Some developers routinely do some insanely dangerous things. Here's a Start Page search on web server written in bash. Your results will vary with the time you hit that link, but I find some horrible text.
- "Bash-httpd is a web server written in bash, the GNU bourne shell replacement. Why did you write it? Because I could. :)"
- "A web server written in bash. Contribute to bashttpd development by creating an account on GitHub."
No, i do not want to contribute to your project, nor do I want to create some random server, in an entirely inappropriate language, just because I could. Because that would be FUBAR; this isn't a matter of discovering that your Web server calls bash behind the scenes, and scrambling to recover from the problem. This is writing the whole damn thing in bash. To be fair, some of those sites may be plastered with text that says, roughly, "Don't deploy this, because that would be FUBAR." Because, security considerations aside, a network listener written in bash is going to be horribly inefficient.
Sadly, I have encountered at least one in the wild. It's a Real Thing. and I have to wonder how many of them also proudly proclaim it in HTTP response headers.

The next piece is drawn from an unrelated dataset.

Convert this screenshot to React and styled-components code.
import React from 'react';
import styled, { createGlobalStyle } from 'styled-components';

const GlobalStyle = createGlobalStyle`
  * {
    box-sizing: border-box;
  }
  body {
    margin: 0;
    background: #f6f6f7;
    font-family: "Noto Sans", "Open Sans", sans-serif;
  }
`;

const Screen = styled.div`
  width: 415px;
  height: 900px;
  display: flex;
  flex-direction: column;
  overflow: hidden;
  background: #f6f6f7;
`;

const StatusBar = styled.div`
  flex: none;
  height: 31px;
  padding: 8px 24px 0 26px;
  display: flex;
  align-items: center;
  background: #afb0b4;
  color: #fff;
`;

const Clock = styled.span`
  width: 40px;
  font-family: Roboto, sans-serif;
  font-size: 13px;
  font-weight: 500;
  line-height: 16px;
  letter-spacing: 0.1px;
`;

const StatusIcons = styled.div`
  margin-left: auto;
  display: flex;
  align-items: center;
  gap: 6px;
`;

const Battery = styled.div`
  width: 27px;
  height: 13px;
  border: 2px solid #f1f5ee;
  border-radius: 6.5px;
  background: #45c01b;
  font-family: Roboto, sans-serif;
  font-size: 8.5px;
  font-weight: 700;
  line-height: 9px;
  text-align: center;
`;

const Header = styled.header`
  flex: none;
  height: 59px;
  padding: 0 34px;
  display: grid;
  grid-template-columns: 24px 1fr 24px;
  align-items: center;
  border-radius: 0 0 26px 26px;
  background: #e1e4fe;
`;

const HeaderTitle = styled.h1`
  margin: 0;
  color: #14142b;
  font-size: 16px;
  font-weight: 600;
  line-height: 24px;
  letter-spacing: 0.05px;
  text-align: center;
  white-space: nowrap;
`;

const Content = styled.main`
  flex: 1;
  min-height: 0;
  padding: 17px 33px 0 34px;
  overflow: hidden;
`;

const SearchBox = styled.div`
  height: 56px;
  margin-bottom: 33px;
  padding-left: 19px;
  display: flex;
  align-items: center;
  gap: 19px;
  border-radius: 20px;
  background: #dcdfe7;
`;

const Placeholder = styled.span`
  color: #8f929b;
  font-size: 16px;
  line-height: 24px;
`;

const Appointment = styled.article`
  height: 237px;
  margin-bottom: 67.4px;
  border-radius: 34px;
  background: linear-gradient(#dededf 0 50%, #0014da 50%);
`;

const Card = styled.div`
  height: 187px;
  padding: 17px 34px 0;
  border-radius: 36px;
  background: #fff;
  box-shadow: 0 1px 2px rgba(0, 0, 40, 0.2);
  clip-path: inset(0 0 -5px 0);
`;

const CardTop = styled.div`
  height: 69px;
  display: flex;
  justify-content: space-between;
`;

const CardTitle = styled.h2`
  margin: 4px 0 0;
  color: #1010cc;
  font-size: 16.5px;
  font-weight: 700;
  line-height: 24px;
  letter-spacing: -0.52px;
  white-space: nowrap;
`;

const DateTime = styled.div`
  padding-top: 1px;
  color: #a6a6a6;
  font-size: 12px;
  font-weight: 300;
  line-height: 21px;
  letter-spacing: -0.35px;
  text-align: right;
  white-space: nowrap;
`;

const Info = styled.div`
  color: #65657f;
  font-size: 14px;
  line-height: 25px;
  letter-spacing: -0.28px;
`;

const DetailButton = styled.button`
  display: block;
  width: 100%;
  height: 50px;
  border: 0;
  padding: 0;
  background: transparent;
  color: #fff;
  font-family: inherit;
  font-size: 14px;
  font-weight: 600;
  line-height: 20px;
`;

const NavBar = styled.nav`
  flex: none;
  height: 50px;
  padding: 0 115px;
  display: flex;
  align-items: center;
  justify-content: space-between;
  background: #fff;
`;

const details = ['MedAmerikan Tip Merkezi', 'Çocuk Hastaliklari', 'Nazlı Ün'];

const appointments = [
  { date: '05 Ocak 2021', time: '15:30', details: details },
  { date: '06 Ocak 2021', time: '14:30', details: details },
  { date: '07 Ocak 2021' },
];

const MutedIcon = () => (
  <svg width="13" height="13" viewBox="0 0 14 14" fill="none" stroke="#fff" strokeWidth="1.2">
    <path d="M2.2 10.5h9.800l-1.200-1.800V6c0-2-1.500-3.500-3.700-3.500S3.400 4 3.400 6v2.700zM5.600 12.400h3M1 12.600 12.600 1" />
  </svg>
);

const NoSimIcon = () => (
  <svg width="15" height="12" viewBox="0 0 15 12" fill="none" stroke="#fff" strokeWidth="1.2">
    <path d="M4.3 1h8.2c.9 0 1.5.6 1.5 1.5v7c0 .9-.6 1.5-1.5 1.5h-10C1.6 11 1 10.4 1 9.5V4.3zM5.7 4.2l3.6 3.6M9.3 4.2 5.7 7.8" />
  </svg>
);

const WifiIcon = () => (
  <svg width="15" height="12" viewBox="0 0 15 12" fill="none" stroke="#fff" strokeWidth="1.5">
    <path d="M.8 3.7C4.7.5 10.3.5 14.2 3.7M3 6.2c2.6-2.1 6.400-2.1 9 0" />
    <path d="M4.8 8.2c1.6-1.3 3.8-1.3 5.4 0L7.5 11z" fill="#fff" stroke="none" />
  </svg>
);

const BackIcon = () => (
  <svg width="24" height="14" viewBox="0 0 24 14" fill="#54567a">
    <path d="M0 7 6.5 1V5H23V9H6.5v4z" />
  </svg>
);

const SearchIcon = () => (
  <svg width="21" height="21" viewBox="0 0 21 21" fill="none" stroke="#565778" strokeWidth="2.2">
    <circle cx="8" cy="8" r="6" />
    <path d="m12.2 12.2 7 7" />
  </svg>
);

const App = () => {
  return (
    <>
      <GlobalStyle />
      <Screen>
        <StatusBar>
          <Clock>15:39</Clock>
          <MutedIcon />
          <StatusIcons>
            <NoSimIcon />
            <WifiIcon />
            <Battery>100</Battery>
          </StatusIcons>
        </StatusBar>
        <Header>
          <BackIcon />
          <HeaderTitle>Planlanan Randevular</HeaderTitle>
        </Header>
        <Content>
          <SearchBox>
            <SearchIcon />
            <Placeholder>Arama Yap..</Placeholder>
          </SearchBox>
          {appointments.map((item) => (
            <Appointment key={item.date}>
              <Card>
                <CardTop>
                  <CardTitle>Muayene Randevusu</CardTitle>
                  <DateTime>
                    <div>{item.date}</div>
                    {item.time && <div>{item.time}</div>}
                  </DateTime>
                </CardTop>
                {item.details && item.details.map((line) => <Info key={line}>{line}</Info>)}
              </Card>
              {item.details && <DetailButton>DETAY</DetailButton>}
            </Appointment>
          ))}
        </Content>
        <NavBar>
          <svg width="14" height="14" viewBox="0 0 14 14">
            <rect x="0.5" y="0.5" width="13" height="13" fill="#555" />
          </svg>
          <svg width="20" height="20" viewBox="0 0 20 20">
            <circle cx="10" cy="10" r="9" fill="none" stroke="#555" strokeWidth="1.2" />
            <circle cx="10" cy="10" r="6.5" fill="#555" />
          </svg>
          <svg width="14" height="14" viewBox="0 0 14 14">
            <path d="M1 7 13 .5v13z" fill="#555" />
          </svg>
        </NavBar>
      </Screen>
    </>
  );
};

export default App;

Because, you know, some times it isn't enough to be horribly vulnerable. You have to be easily discoverable as well.
That may be insufficiently disturbing, so have a nice 4:22 minutes on YouTube.

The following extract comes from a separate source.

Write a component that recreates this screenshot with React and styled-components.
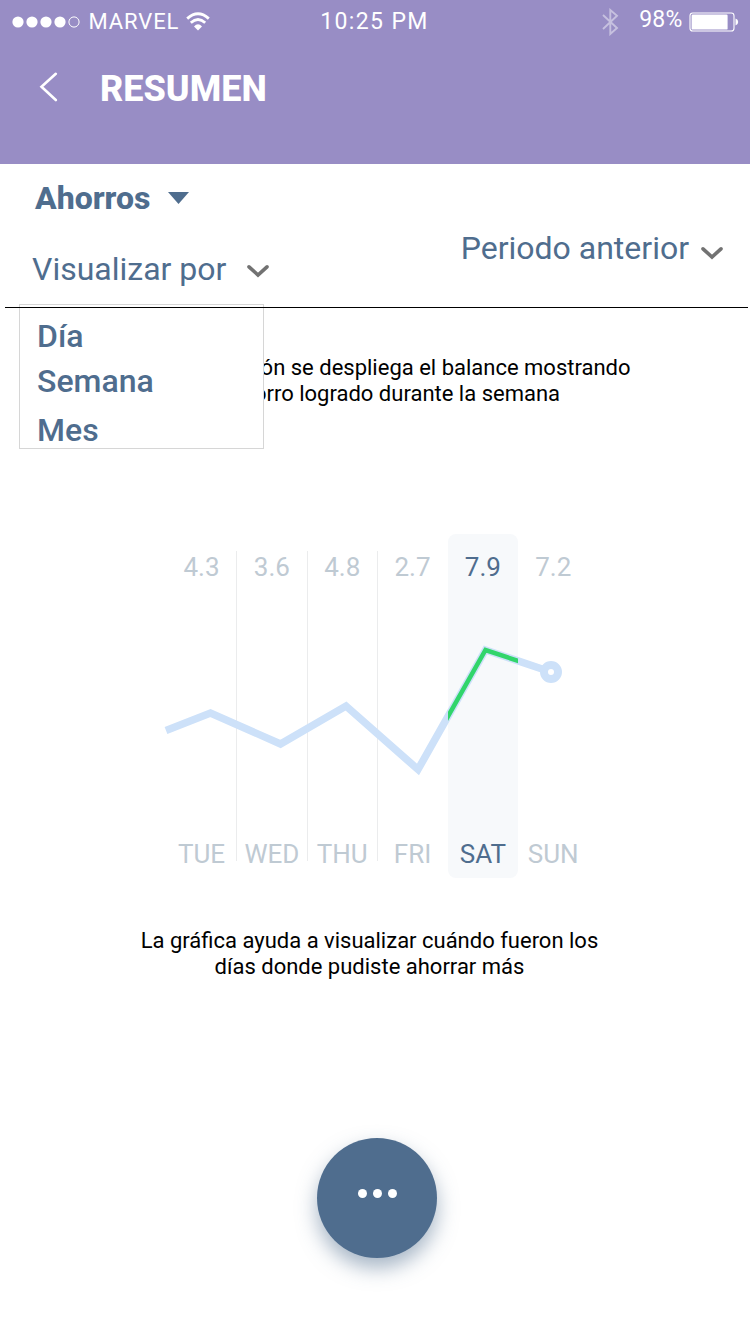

As Usual, I Can't Say Much
Because "I am working with example.com, trying to fix their horribly exploitable systems" is not really the done thing. That is so very Duh, but some people seem to expect it. Not sorry to disappoint. While it would be nice to put up a couple of plots in the future, right now I will have to stick with some generalities.
As background, I have written and maintained some bash software that was entirely too large. That was an artifact of being involved with Linux since it was a New Thing. If you were only just moving onto the platform, and did not have a lot of in-house expertise, there was a large temptation to mandate that all code will be in bash. You just spent training dollars so that your admins can maintain init scripts, etc. I've had some responsibility for writing supporting training doc, so I have a pretty good grasp of how that situation can evolve.
As per usual in the enterprise, inertia sets in, code bases become bloated and difficult to change (much less rewrite in a more appropriate language) without serious effort. This is, of course, a common problem no matter what language is initially used, and leads to creaky legacy systems, and mounting maintenance costs. Nothing unusual here, save that shells are worse starting point than usual.
This is still an easy trap for me to fall into, so don't let it bite you as well. My first instinct when exploring new log files (assuming they are text) is to go to a command line.The shell, and native tools, is a fast way to get an initial look at the problem, especially if you redirect or tee output into result files. You can understand the nature of the problem very quickly, and the trap is the ease with which you recycle those exploratory efforts into something long-lived. Boom: instant legacy code. It was never intended to be performant, and will now waste system resources roughly forever.
This is important. I first mentioned it in July, 2013, in We still fail at log analysis, which is about some 2010 results, but is still entirely relevant in 2014.
Are Code Analysis Tools the Answer?
There is no single answer, but they can certainly help. One tool that I use is purely home-brew, and evolved so long ago that I don't remember origins. It certainly predates this 2008 bug I filed against the kate editor in KDE: alerts.xml is poorly ordered, insufficient, and contains a bug (the KDE team did a better fix than I requested, as they also alerted on 'deprecated', which I didn't think to include). Probably by several years.
The latest version of the tool reports on everything kate highlights, number of comments, lines of code count, and the rest of the things you would expect. It walks scripts calling other scripts, and reports the number of chained files. Those last bits are important, because in larger bash code bases, scripts calling other scripts is a common behavior. It's almost required, for maintainability, but as soon as you do it, you are probably passing things around in the environment, and we have just had a painful lesson in what that can lead to. So I have added a few things to it.
Overall, it is becoming my rough-and-ready guide. to when something needs to be rewritten in a more appropriate language. But it suffers a common weakness of home-brew tools. It won't alarm on things I would never do. Such as writing a network listener in bash.